Y es muy claro que el evangelista Marcos quiere que percibamos el sentido simbólico de la curación de ciegos por Jesús. En su evangelio nos narra la curación de dos ciegos: el de Betsaida y el de Jericó, y es muy importante ver en qué contexto las sitúa: la del de Betsaida se narra inmediatamente después de una escena en que los discípulos se muestran incapaces de comprender el sentido de lo que Jesús les quiere decir, y que termina con las siguientes palabras: «¿Aún no comprenden ustedes?» y la de hoy, la del de Jericó, se narra inmediatamente después de la escena en que, como reacción frente al anuncio de su Pasión hecho por Jesús, se nos presenta a los discípulos entregados a ambiciones de poder y de honor.
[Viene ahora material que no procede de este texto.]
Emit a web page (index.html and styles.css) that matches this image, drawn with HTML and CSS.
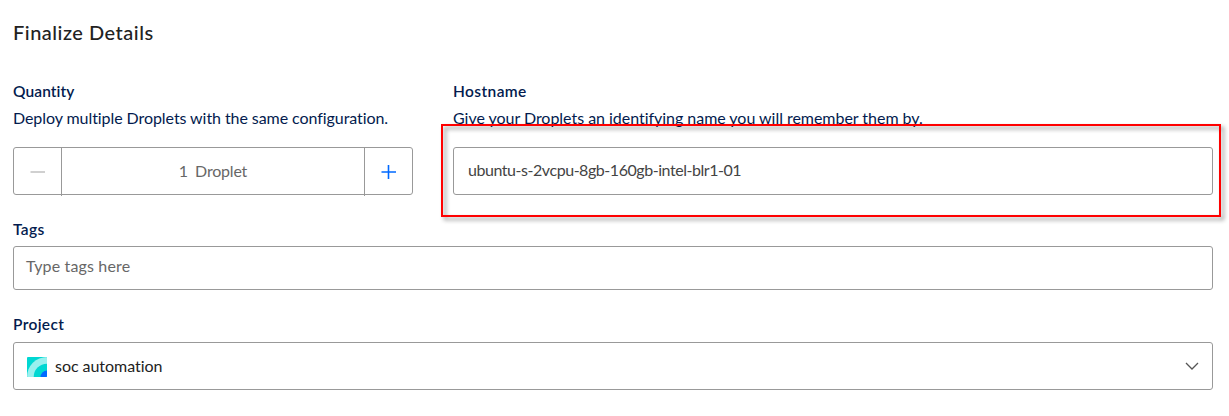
FILE: index.html
```html
<!DOCTYPE html>
<html lang="en">
<head>
<meta charset="utf-8">
<title>Finalize Details</title>
<link rel="stylesheet" href="styles.css">
</head>
<body>
<main class="details">
  <h1 class="title">Finalize Details</h1>
  <div class="columns">
    <section class="quantity">
      <h2 class="label">Quantity</h2>
      <p class="hint hint-quantity">Deploy multiple Droplets with the same configuration.</p>
      <div class="stepper">
        <button class="step" aria-label="Decrease">
          <svg width="16" height="16" viewBox="0 0 16 16"><path d="M.5 8H15" stroke="#d0d0d0" stroke-width="2"/></svg>
        </button>
        <div class="count"><span>1</span><span class="unit">Droplet</span></div>
        <button class="step" aria-label="Increase">
          <svg width="16" height="16" viewBox="0 0 16 16"><path d="M.5 8H15M7.5 1V15" stroke="#0069ff" stroke-width="1.6"/></svg>
        </button>
      </div>
    </section>
    <section class="hostname">
      <h2 class="label label-host">Hostname</h2>
      <p class="hint hint-host">Give your Droplets an identifying name you will remember them by.</p>
      <div class="field host-field">ubuntu-s-2vcpu-8gb-160gb-intel-blr1-01</div>
      <div class="highlight"></div>
    </section>
  </div>
  <section class="tags">
    <h2 class="label label-tags">Tags</h2>
    <div class="field tags-field">Type tags here</div>
  </section>
  <section class="project">
    <h2 class="label label-project">Project</h2>
    <div class="field project-field">
      <svg class="logo" width="20" height="20" viewBox="0 0 20 20">
        <defs><clipPath id="tile"><rect width="20" height="20" rx="1"/></clipPath></defs>
        <g clip-path="url(#tile)">
          <rect width="20" height="20" fill="#00d7d2"/>
          <circle cx="20" cy="20" r="20" fill="#99f0ee"/>
          <circle cx="20" cy="20" r="13.3" fill="#00d7d2"/>
          <circle cx="20" cy="20" r="6.5" fill="#0069ff"/>
        </g>
      </svg>
      <span class="project-name">soc automation</span>
      <svg class="chevron" width="14" height="8" viewBox="0 0 14 8"><path d="M1 1L7 7L13 1" fill="none" stroke="#555" stroke-width="1.3"/></svg>
    </div>
  </section>
</main>
</body>
</html>
```
FILE: styles.css
```css
* { box-sizing: border-box; }
body {
  margin: 0;
  background: #fff;
  color: #031b4e;
  font: 16px/24px Lato, "Liberation Sans", sans-serif;
  white-space: nowrap;
}
.details { padding: 20px 16px 0 13px; }
.title { margin: 0 0 35px; font-size: 20px; line-height: 24px; font-weight: 500; letter-spacing: .5px; color: #222; }
.columns { display: grid; grid-template-columns: 400px 1fr; column-gap: 40px; }
.hostname { position: relative; }
.label { margin: 0; font-size: 15.5px; line-height: 24px; font-weight: 600; letter-spacing: .1px; }
.label-host { letter-spacing: .4px; }
.label-tags, .label-project { letter-spacing: .35px; }
.hint { margin: 3px 0 17px; line-height: 24px; }
.hint-quantity { letter-spacing: -.07px; }
.hint-host { letter-spacing: -.03px; }
.stepper { display: flex; height: 48px; border: 1px solid #999; border-radius: 3px; }
.step { display: flex; align-items: center; justify-content: center; width: 47px; height: 48px; padding: 0; border: 0; background: none; }
.count {
  display: flex;
  flex: 1;
  align-items: center;
  justify-content: center;
  gap: 7px;
  height: 48px;
  padding-bottom: 2px;
  border: solid #999;
  border-width: 0 1px;
  color: #676767;
}
.unit { letter-spacing: -.2px; }
.field { display: flex; align-items: center; border: 1px solid #999; border-radius: 3px; }
.host-field { height: 48px; padding: 0 14px 2px; letter-spacing: -.45px; color: #444; }
.highlight {
  position: absolute;
  inset: 45px -8px -22px -12px;
  border: 2px solid #f00;
  filter: drop-shadow(3px 3px 2px rgba(0, 0, 0, .45));
  pointer-events: none;
}
.tags { margin-top: 22px; }
.tags-field { height: 44px; margin-top: 5px; padding: 0 12px 4px; letter-spacing: .15px; color: #676767; }
.project { margin-top: 22px; }
.project-field { height: 48px; margin-top: 6px; padding: 0 13px; color: #222; }
.logo { margin-top: 1px; }
.project-name { margin: 0 auto 0 8px; letter-spacing: -.04px; }
```
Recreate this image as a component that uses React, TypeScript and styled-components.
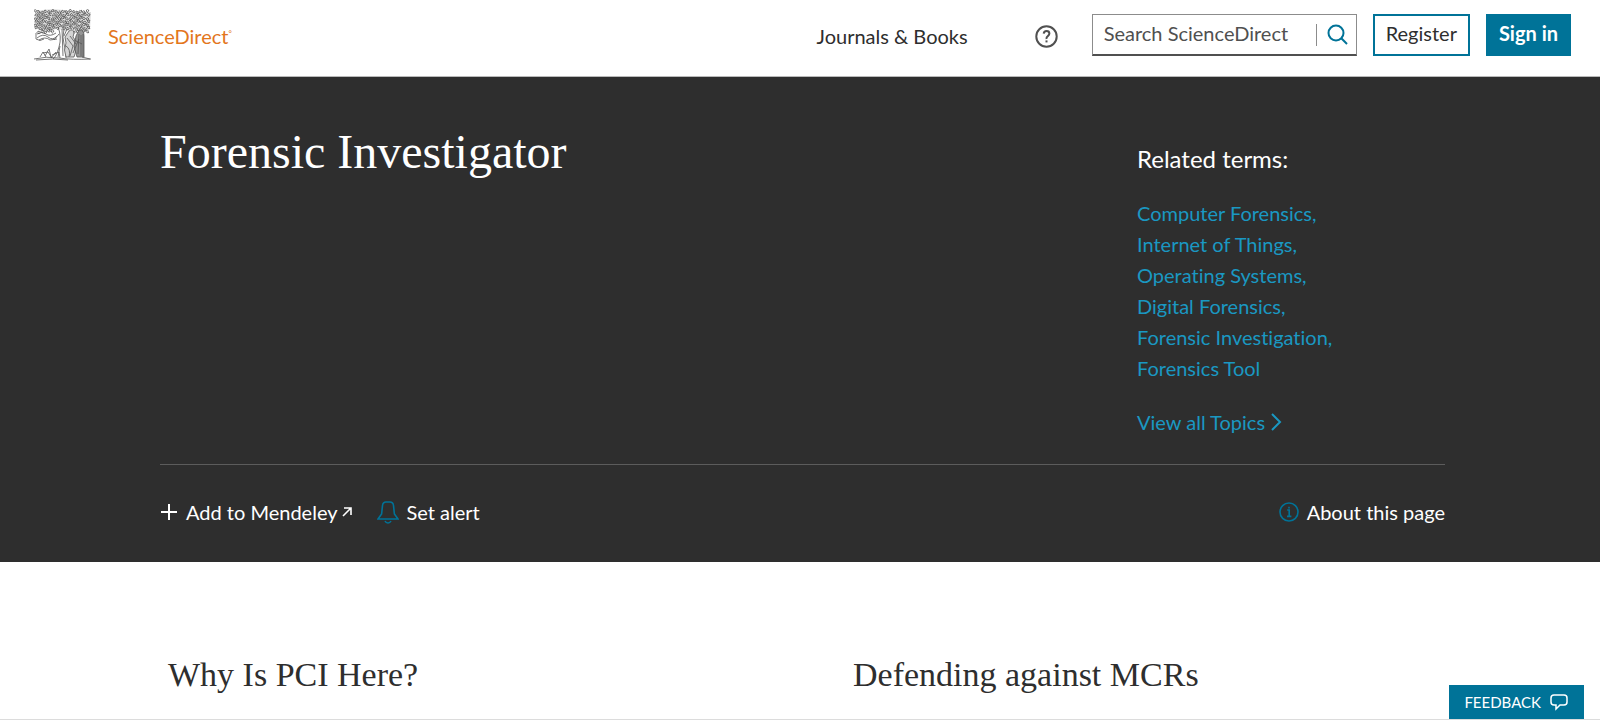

Imposible decir más claro que para el evangelista los ciegos eran los discípulos, y que la verdadera ceguera es la que consiste en no comprender a Jesús como realmente es.

Estas narraciones están destinadas a que los lectores del evangelio nos preguntemos qué significa o qué valor tiene para nosotros el conocimiento de Cristo: pregunta que adquiere toda su fuerza cuando tomamos conciencia de que tres de cada cuatro habitantes de nuestro mundo no lo conocen en absoluto o tienen de él un conocimiento tan vago o lejano como el que nosotros tenemos de Buda o de Confucio. ¿Es nuestro conocimiento de Cristo un conocimiento que surge de una experiencia trastornadora que llena de sentido luminoso nuestra vida, que nos hace ver la realidad con otros ojos, y que hace de la persona de Jesús el centro y el eje de toda nuestra existencia? ¿Reconocemos la «buena noticia» que en su persona se esconde?

Si conocemos así a Cristo, se nos hará claro que a quienes no lo conocen les falta la posibilidad de acceder a esa dicha inmensa que a los creyentes se nos ha dado, sin merecimiento nuestro, de sentirnos y sabernos amados por Dios con un amor sin límites. Si lo conocemos así, nos sentiremos realmente solidarios de quienes han hecho del anuncio del Evangelio la tarea única de su vida. Es más, si lo conocemos así, la necesidad de hacer algo nosotros mismos por la difusión de esa buena noticia (que hemos experimentado como buena y gozosa), se convertirá en una fuerza imperiosa, creativa, incansable.

Si nuestro conocimiento de Jesús no nos lleva a estas actitudes, quiere decir que somos ciegos, porque no hemos comprendido a Jesús, y tenemos que dirigirnos a él con las palabras del ciego de Jericó: «Maestro, haz que vea», para que -como él- podamos «verlo y seguir a Jesús por el camino».